As for Descartes’s argument for proof that he exists, I have no real problem with it, but I would wonder why he didn’t decide to pretend he was a character in another person’s dream as opposed to being constantly deceived by a malicious demon. I like the dream thing better mainly because I have this argument at least once a week. I have lots of lucid dreams, and a lot of the time I end up getting in arguments with characters in these dreams about whether or not the dream is a dream or real.
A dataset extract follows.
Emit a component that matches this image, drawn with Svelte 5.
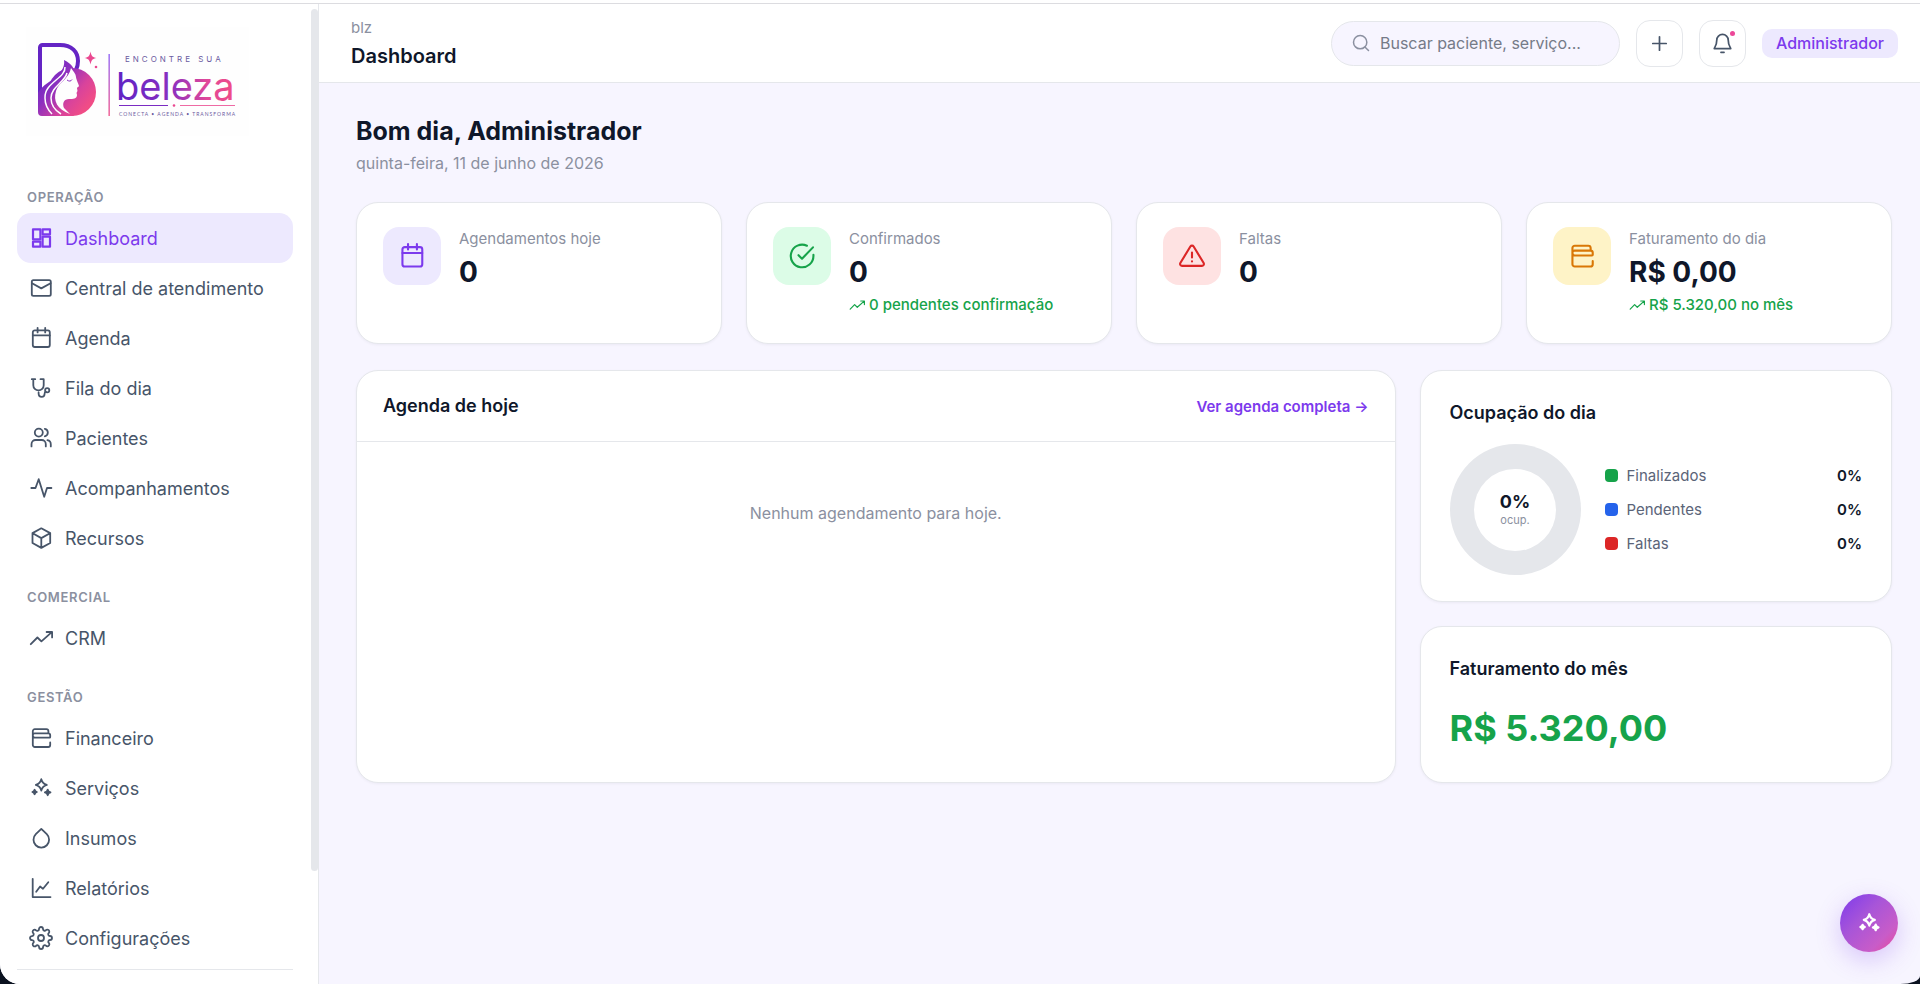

I’ve never been able to think of a logical way to prove to a figment of my imagination that it’s really just a representation of an aspect of myself, so I mostly just end up forcing myself to wake up just to prove a point. (Presumably this is an empty victory, unless the character in the dream goes on existing in my subconscious, which is doubtful.) Anyway the point I am trying to make is that Descartes’s reasoning holds if he is being deceived by a demon, but it would have to change at least a little bit if we are to alter his stipulations a bit and pretend we are just characters in someone else’s dream. Either that, or our definition of “to exist” would have to be altered in some way (I suppose that people, places, and things in dreams can be said to exist in a sense, but in order to argue that we’d have to have a pretty liberal definition of “exist”). I’m really too lazy to figure out a way to prove that I exist right now, though, and I tend to think that Descartes lays good groundwork, so I accept it given his conditions (the we can’t be certain of anything and we are possibly being deceived by a malicious demon). I have issue with his proof of an immortal soul, but I’ll get to that in another poster. Right now I want to watch Alien Raiders. Peace out, y’all!